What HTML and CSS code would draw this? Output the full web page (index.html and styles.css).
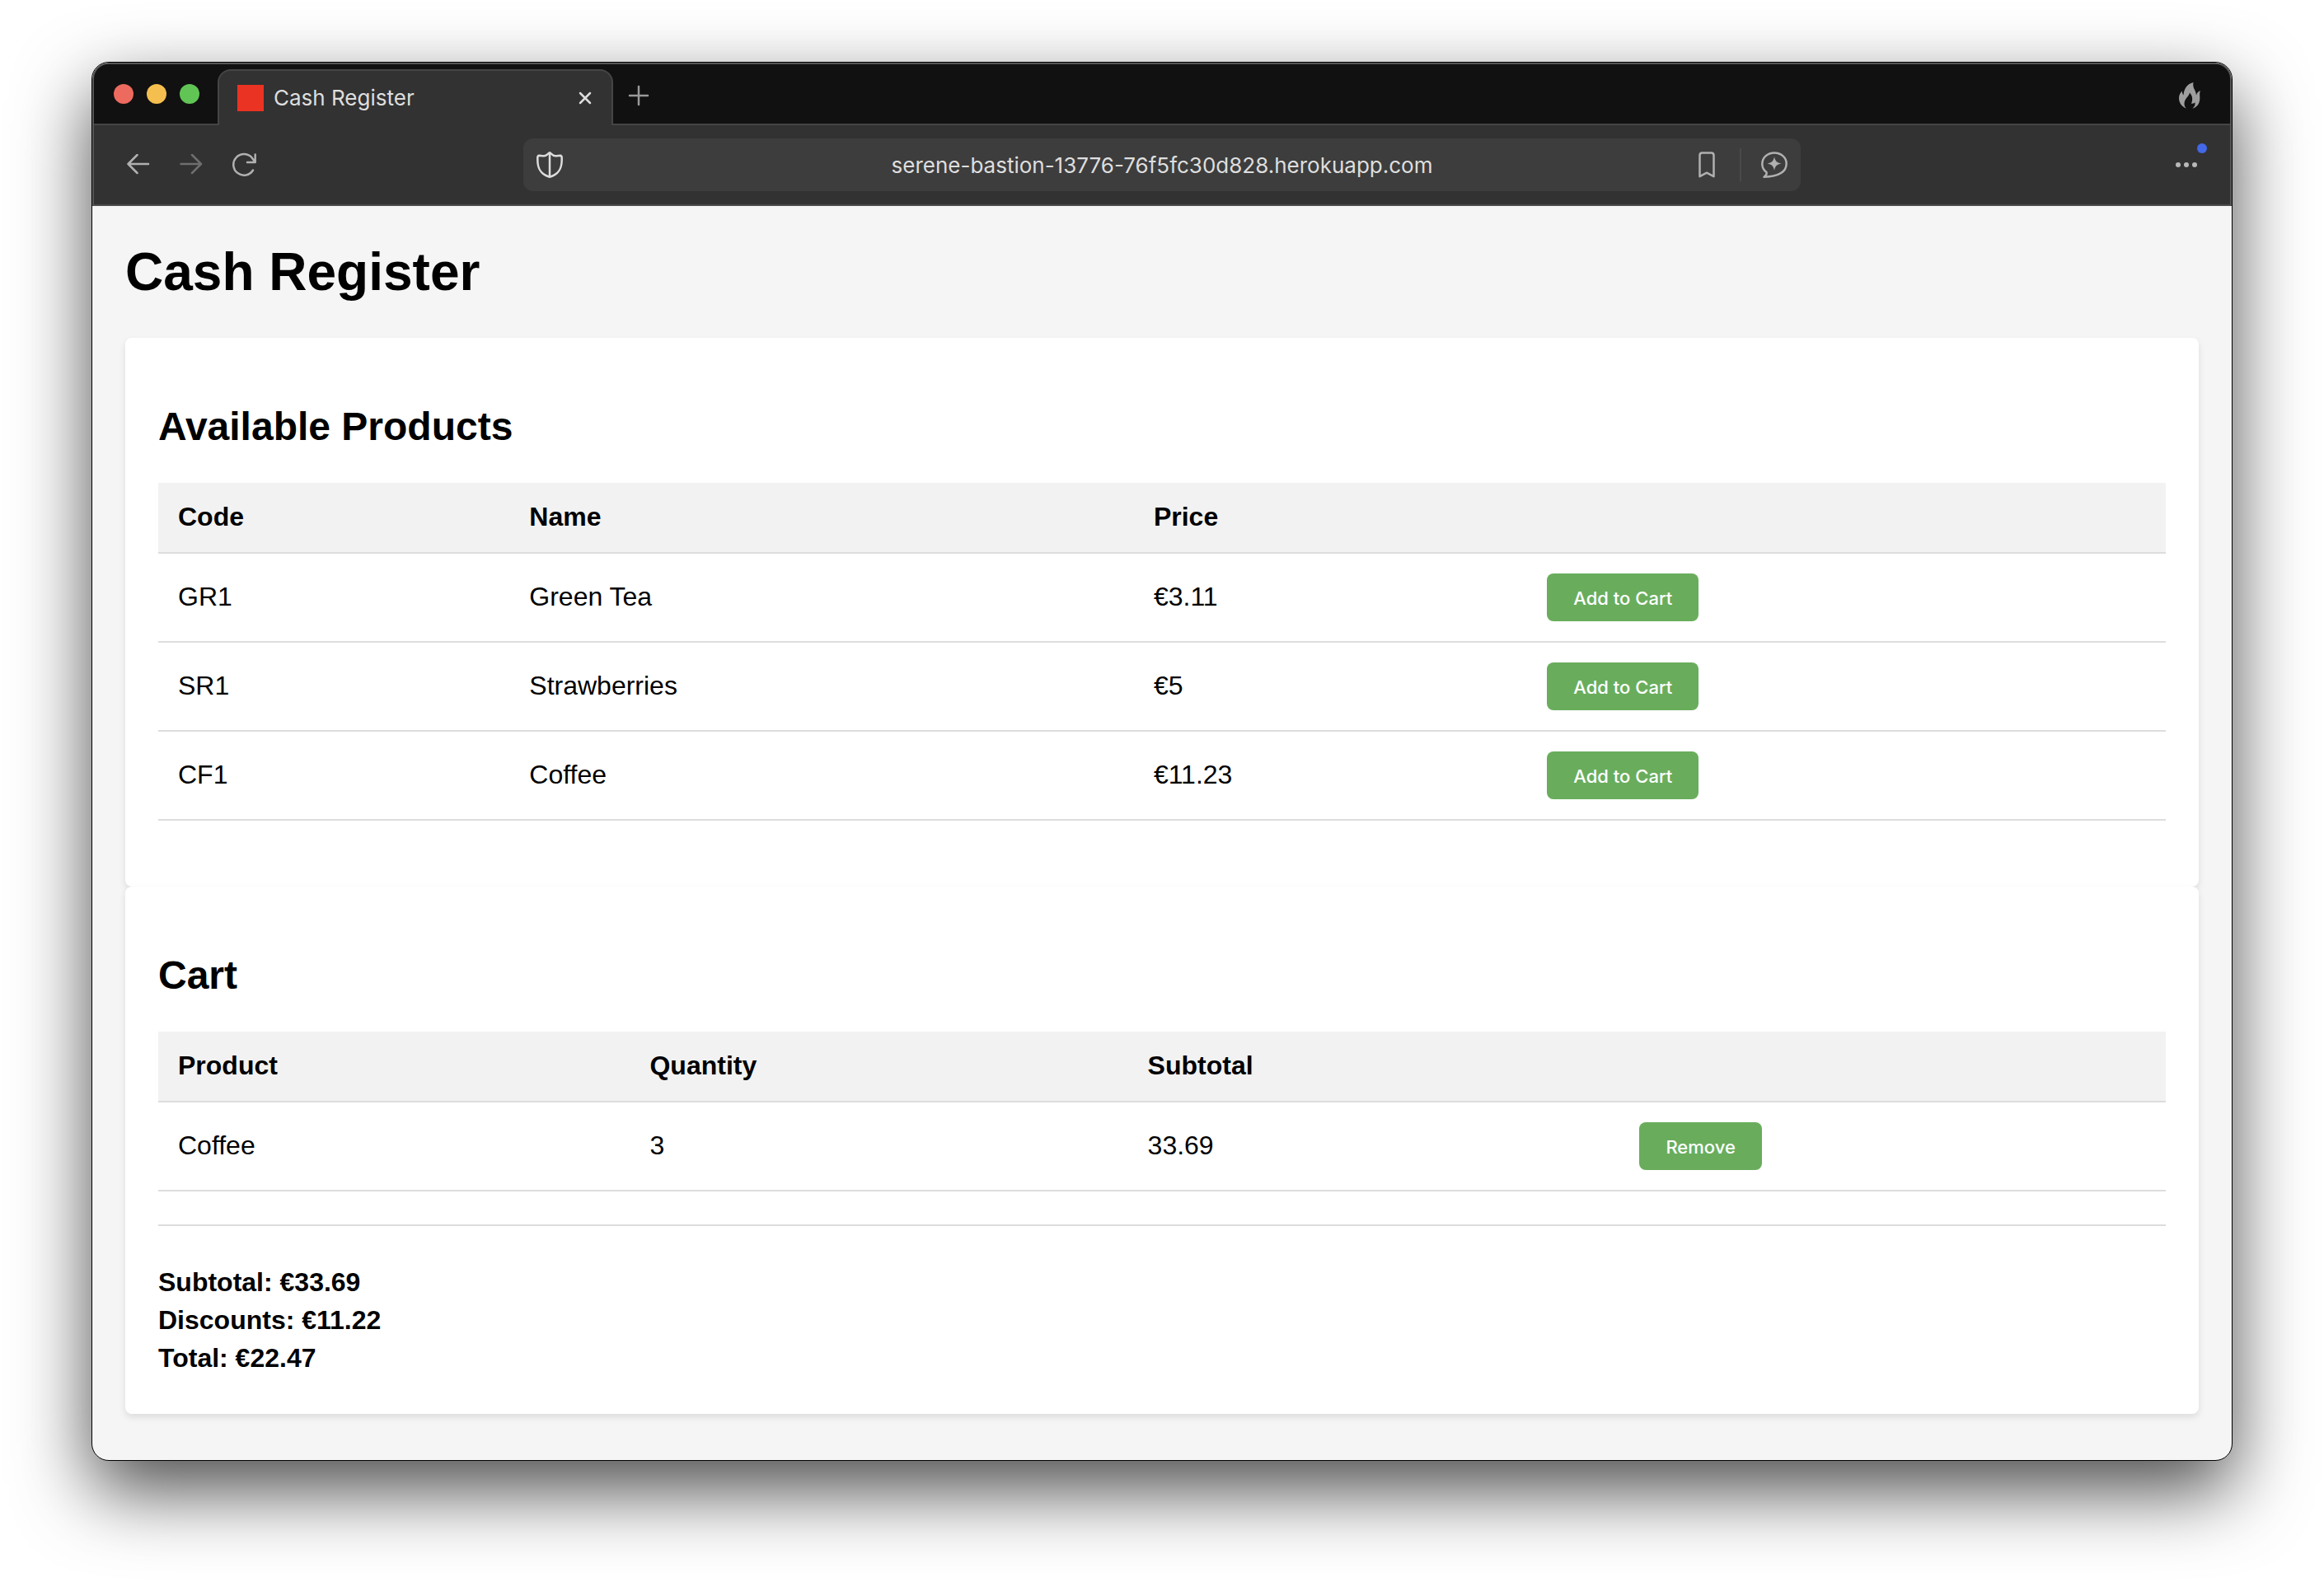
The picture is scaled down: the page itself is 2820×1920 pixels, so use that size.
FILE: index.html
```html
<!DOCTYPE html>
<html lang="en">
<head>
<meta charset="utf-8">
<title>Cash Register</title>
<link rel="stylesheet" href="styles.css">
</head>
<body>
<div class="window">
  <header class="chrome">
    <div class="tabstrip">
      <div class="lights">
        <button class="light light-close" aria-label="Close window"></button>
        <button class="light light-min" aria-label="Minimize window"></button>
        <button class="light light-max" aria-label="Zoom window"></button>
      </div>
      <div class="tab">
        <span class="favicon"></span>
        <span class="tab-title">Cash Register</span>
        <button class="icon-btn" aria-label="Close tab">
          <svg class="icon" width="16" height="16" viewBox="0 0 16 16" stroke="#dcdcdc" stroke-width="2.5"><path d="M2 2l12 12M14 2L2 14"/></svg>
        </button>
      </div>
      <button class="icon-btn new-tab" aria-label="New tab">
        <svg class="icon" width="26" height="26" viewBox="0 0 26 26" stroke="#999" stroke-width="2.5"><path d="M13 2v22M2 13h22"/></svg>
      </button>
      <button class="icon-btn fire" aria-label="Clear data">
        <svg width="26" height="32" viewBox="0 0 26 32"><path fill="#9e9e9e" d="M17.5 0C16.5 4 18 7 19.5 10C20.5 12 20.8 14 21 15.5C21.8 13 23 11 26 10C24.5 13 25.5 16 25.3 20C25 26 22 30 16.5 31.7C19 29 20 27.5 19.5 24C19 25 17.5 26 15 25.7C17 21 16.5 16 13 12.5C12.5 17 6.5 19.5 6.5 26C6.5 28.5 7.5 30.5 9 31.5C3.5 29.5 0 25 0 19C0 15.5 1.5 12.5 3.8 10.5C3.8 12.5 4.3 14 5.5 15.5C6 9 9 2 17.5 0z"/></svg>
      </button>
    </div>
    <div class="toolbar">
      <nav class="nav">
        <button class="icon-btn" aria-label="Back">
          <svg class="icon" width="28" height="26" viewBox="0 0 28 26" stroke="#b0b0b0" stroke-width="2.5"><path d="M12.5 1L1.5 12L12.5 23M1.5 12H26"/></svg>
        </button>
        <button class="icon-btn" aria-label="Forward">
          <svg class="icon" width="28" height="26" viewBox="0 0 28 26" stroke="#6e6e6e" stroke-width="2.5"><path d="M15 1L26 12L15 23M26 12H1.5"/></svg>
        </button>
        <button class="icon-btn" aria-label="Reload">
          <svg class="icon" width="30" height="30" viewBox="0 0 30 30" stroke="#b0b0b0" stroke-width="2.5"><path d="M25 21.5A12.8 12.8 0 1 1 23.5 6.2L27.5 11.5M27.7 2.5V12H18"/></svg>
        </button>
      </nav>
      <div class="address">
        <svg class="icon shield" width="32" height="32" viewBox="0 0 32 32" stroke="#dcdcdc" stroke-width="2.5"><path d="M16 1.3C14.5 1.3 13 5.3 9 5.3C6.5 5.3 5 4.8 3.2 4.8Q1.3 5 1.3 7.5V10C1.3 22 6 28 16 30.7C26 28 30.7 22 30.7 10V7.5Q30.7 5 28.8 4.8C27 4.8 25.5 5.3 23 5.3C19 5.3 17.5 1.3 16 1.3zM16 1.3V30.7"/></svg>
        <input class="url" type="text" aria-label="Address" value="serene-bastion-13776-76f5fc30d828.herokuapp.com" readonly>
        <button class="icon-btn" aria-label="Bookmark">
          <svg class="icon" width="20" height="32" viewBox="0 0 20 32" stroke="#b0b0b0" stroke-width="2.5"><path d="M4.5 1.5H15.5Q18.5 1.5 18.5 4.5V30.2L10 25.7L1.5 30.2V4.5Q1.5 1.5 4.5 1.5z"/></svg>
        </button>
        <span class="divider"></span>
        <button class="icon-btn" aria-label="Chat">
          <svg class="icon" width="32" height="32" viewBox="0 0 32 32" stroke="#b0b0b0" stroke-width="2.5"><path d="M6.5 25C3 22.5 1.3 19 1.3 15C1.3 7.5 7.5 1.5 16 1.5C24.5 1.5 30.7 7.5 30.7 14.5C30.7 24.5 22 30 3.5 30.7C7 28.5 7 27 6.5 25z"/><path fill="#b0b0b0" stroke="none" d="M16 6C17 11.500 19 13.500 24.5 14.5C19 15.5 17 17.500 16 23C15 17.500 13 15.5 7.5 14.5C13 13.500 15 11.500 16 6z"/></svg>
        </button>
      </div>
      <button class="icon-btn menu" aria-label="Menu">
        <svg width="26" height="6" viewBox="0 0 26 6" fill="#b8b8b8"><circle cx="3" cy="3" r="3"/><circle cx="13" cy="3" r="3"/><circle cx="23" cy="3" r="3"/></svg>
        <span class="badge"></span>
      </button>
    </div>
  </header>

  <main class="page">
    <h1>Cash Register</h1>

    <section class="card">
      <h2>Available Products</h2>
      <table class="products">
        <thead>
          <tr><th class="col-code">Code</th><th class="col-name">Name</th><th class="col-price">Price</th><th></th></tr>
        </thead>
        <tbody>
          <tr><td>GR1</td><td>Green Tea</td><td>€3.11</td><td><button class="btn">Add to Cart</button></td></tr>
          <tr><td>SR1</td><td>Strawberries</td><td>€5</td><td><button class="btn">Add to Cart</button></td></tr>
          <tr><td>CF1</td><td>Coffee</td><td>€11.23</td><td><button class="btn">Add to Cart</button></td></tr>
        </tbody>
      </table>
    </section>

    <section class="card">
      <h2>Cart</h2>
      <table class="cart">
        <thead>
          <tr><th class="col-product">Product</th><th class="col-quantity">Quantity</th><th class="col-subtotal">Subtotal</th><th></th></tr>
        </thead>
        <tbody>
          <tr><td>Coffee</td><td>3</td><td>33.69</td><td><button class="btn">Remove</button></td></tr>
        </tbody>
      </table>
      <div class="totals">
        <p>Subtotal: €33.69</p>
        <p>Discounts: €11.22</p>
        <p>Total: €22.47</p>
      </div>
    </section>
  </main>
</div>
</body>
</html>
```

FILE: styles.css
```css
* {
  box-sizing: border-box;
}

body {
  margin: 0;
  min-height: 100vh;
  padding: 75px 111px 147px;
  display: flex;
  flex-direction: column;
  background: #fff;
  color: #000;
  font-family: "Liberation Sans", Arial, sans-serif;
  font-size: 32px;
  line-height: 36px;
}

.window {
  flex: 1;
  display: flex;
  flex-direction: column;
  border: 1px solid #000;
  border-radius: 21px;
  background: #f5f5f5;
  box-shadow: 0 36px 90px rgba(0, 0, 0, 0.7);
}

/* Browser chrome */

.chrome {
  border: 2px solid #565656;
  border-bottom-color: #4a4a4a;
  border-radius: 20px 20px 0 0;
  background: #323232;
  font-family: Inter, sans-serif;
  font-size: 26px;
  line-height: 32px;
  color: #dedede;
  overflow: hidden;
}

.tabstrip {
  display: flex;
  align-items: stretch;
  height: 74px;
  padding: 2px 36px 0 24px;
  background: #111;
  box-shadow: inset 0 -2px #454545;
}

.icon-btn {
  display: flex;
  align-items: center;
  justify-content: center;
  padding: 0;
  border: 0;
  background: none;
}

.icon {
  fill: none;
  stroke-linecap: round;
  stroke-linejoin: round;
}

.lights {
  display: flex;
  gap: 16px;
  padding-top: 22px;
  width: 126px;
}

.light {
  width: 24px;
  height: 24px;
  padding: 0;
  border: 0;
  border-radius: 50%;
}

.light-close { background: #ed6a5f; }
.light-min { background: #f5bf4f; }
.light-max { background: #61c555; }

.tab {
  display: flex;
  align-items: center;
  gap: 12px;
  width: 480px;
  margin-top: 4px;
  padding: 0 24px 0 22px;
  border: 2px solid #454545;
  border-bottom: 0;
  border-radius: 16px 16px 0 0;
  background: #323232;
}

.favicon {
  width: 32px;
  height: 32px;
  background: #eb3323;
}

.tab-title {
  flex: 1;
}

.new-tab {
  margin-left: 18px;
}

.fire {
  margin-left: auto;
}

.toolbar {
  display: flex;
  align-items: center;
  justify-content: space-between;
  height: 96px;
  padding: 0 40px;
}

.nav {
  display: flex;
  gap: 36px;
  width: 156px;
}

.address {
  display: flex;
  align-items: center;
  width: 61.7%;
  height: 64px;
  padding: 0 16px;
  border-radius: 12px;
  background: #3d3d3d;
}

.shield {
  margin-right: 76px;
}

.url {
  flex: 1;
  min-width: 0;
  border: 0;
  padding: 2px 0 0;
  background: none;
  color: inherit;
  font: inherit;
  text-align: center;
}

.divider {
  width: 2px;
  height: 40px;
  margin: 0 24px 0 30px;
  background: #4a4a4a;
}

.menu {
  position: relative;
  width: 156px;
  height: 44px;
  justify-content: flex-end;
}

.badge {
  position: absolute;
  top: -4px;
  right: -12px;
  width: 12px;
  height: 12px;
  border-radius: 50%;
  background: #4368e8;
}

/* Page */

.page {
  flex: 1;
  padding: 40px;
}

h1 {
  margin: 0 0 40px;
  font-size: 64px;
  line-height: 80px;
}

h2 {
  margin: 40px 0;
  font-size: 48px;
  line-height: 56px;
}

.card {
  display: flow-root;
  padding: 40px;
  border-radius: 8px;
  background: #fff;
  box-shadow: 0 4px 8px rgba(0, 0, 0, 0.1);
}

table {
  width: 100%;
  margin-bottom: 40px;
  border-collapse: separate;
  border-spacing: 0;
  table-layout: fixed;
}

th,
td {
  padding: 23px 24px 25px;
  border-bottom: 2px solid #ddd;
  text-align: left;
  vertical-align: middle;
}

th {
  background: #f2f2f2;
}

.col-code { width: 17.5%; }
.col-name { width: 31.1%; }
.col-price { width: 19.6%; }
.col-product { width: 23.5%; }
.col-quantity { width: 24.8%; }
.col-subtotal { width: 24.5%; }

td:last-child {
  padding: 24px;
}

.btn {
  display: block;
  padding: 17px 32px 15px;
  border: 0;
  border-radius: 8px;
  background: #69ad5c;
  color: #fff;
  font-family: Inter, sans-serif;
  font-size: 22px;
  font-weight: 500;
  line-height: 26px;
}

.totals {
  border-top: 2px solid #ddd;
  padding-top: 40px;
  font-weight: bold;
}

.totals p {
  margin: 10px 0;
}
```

----

- **SHORT PROBLEM**: Which lines in the listing above hold the word "styles"? Show each of them.

- **SOLUTION FOR THIS EXERCISE**:
What HTML and CSS code would draw this? Output the full web page (index.html and styles.css).
<link rel="stylesheet" href="styles.css">
FILE: styles.css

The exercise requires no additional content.